[YOUR GOAL]
Strip the pictures and reproduce the rest of the listing exactly.

[DATA SEGMENT]
□ □ □ □ □
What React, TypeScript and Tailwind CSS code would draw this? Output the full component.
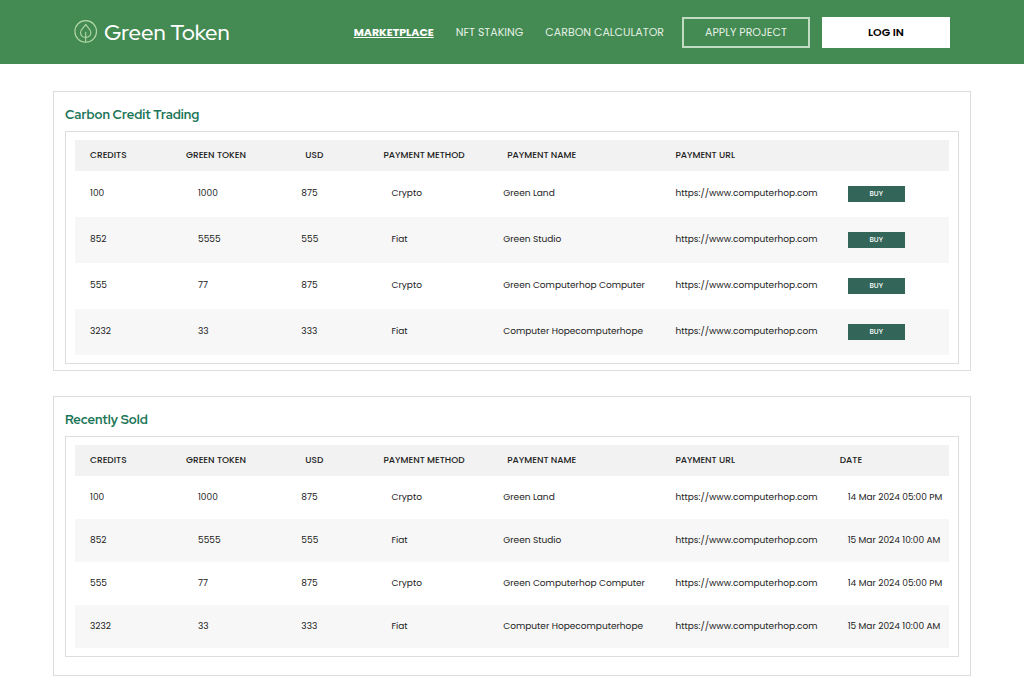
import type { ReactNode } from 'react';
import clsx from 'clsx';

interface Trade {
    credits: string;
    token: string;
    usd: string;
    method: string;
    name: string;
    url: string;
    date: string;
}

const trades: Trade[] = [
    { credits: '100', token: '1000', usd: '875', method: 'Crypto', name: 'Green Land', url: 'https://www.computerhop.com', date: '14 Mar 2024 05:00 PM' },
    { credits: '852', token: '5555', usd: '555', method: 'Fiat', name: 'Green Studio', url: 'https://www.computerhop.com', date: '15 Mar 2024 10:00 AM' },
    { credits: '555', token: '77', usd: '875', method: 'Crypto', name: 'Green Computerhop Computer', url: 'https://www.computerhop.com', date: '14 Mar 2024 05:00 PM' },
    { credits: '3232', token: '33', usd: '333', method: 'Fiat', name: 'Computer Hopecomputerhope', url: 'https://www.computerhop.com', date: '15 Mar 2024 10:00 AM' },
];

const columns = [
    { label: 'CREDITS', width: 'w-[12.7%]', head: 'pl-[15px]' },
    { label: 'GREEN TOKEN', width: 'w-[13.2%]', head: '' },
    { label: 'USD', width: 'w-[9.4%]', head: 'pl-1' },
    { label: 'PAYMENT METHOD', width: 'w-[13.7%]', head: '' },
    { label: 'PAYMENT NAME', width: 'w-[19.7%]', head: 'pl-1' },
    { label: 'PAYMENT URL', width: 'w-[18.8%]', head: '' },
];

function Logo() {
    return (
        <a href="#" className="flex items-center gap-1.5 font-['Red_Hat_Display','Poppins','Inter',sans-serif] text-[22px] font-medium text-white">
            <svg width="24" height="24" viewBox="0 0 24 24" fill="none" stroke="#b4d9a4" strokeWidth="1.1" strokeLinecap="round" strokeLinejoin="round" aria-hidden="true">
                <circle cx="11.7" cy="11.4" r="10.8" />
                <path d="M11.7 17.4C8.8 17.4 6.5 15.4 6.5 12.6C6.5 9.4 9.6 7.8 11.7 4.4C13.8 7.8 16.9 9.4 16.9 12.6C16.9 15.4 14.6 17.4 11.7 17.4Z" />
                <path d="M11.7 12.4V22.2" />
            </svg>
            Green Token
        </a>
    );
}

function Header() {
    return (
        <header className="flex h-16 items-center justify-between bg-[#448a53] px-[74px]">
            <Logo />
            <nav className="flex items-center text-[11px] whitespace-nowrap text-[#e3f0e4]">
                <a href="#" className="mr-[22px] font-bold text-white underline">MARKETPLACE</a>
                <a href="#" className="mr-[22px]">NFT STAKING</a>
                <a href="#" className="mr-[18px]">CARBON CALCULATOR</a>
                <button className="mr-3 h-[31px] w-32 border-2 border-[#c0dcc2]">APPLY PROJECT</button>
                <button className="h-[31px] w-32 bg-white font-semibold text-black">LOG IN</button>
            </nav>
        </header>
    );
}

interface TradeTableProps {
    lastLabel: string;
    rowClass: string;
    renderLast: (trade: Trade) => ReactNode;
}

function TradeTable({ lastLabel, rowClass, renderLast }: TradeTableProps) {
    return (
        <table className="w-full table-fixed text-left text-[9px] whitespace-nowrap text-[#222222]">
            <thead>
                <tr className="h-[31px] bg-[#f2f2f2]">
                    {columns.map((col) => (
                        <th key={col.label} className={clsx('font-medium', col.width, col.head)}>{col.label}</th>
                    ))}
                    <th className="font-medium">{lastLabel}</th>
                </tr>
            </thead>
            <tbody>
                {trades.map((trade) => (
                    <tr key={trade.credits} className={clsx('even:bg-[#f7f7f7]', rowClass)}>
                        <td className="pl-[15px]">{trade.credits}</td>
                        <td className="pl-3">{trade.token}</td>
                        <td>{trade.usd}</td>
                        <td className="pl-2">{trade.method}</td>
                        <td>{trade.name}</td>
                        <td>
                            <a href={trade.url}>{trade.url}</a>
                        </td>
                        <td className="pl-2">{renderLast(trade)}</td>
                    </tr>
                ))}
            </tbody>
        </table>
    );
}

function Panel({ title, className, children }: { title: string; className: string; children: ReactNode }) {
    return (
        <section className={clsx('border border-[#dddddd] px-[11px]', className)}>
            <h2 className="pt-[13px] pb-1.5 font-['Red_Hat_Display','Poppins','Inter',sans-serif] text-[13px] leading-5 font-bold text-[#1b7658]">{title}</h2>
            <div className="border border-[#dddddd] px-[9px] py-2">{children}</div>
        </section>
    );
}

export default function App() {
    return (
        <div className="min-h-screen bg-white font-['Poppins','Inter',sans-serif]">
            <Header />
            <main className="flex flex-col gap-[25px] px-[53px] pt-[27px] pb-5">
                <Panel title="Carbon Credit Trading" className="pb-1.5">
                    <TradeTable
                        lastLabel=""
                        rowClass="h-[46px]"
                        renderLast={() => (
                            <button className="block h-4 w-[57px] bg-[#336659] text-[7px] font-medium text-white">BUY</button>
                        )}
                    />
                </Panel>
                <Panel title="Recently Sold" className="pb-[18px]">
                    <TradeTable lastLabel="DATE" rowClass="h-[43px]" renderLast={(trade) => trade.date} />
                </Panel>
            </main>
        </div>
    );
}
□ □ □ □ □
[FINISHED EXERCISE]
What React, TypeScript and Tailwind CSS code would draw this? Output the full component.
import type { ReactNode } from 'react';
import clsx from 'clsx';

interface Trade {
    credits: string;
    token: string;
    usd: string;
    method: string;
    name: string;
    url: string;
    date: string;
}

const trades: Trade[] = [
    { credits: '100', token: '1000', usd: '875', method: 'Crypto', name: 'Green Land', url: 'https://www.computerhop.com', date: '14 Mar 2024 05:00 PM' },
    { credits: '852', token: '5555', usd: '555', method: 'Fiat', name: 'Green Studio', url: 'https://www.computerhop.com', date: '15 Mar 2024 10:00 AM' },
    { credits: '555', token: '77', usd: '875', method: 'Crypto', name: 'Green Computerhop Computer', url: 'https://www.computerhop.com', date: '14 Mar 2024 05:00 PM' },
    { credits: '3232', token: '33', usd: '333', method: 'Fiat', name: 'Computer Hopecomputerhope', url: 'https://www.computerhop.com', date: '15 Mar 2024 10:00 AM' },
];

const columns = [
    { label: 'CREDITS', width: 'w-[12.7%]', head: 'pl-[15px]' },
    { label: 'GREEN TOKEN', width: 'w-[13.2%]', head: '' },
    { label: 'USD', width: 'w-[9.4%]', head: 'pl-1' },
    { label: 'PAYMENT METHOD', width: 'w-[13.7%]', head: '' },
    { label: 'PAYMENT NAME', width: 'w-[19.7%]', head: 'pl-1' },
    { label: 'PAYMENT URL', width: 'w-[18.8%]', head: '' },
];

function Logo() {
    return (
        <a href="#" className="flex items-center gap-1.5 font-['Red_Hat_Display','Poppins','Inter',sans-serif] text-[22px] font-medium text-white">
            <svg width="24" height="24" viewBox="0 0 24 24" fill="none" stroke="#b4d9a4" strokeWidth="1.1" strokeLinecap="round" strokeLinejoin="round" aria-hidden="true">
                <circle cx="11.7" cy="11.4" r="10.8" />
                <path d="M11.7 17.4C8.8 17.4 6.5 15.4 6.5 12.6C6.5 9.4 9.6 7.8 11.7 4.4C13.8 7.8 16.9 9.4 16.9 12.6C16.9 15.4 14.6 17.4 11.7 17.4Z" />
                <path d="M11.7 12.4V22.2" />
            </svg>
            Green Token
        </a>
    );
}

function Header() {
    return (
        <header className="flex h-16 items-center justify-between bg-[#448a53] px-[74px]">
            <Logo />
            <nav className="flex items-center text-[11px] whitespace-nowrap text-[#e3f0e4]">
                <a href="#" className="mr-[22px] font-bold text-white underline">MARKETPLACE</a>
                <a href="#" className="mr-[22px]">NFT STAKING</a>
                <a href="#" className="mr-[18px]">CARBON CALCULATOR</a>
                <button className="mr-3 h-[31px] w-32 border-2 border-[#c0dcc2]">APPLY PROJECT</button>
                <button className="h-[31px] w-32 bg-white font-semibold text-black">LOG IN</button>
            </nav>
        </header>
    );
}

interface TradeTableProps {
    lastLabel: string;
    rowClass: string;
    renderLast: (trade: Trade) => ReactNode;
}

function TradeTable({ lastLabel, rowClass, renderLast }: TradeTableProps) {
    return (
        <table className="w-full table-fixed text-left text-[9px] whitespace-nowrap text-[#222222]">
            <thead>
                <tr className="h-[31px] bg-[#f2f2f2]">
                    {columns.map((col) => (
                        <th key={col.label} className={clsx('font-medium', col.width, col.head)}>{col.label}</th>
                    ))}
                    <th className="font-medium">{lastLabel}</th>
                </tr>
            </thead>
            <tbody>
                {trades.map((trade) => (
                    <tr key={trade.credits} className={clsx('even:bg-[#f7f7f7]', rowClass)}>
                        <td className="pl-[15px]">{trade.credits}</td>
                        <td className="pl-3">{trade.token}</td>
                        <td>{trade.usd}</td>
                        <td className="pl-2">{trade.method}</td>
                        <td>{trade.name}</td>
                        <td>
                            <a href={trade.url}>{trade.url}</a>
                        </td>
                        <td className="pl-2">{renderLast(trade)}</td>
                    </tr>
                ))}
            </tbody>
        </table>
    );
}

function Panel({ title, className, children }: { title: string; className: string; children: ReactNode }) {
    return (
        <section className={clsx('border border-[#dddddd] px-[11px]', className)}>
            <h2 className="pt-[13px] pb-1.5 font-['Red_Hat_Display','Poppins','Inter',sans-serif] text-[13px] leading-5 font-bold text-[#1b7658]">{title}</h2>
            <div className="border border-[#dddddd] px-[9px] py-2">{children}</div>
        </section>
    );
}

export default function App() {
    return (
        <div className="min-h-screen bg-white font-['Poppins','Inter',sans-serif]">
            <Header />
            <main className="flex flex-col gap-[25px] px-[53px] pt-[27px] pb-5">
                <Panel title="Carbon Credit Trading" className="pb-1.5">
                    <TradeTable
                        lastLabel=""
                        rowClass="h-[46px]"
                        renderLast={() => (
                            <button className="block h-4 w-[57px] bg-[#336659] text-[7px] font-medium text-white">BUY</button>
                        )}
                    />
                </Panel>
                <Panel title="Recently Sold" className="pb-[18px]">
                    <TradeTable lastLabel="DATE" rowClass="h-[43px]" renderLast={(trade) => trade.date} />
                </Panel>
            </main>
        </div>
    );
}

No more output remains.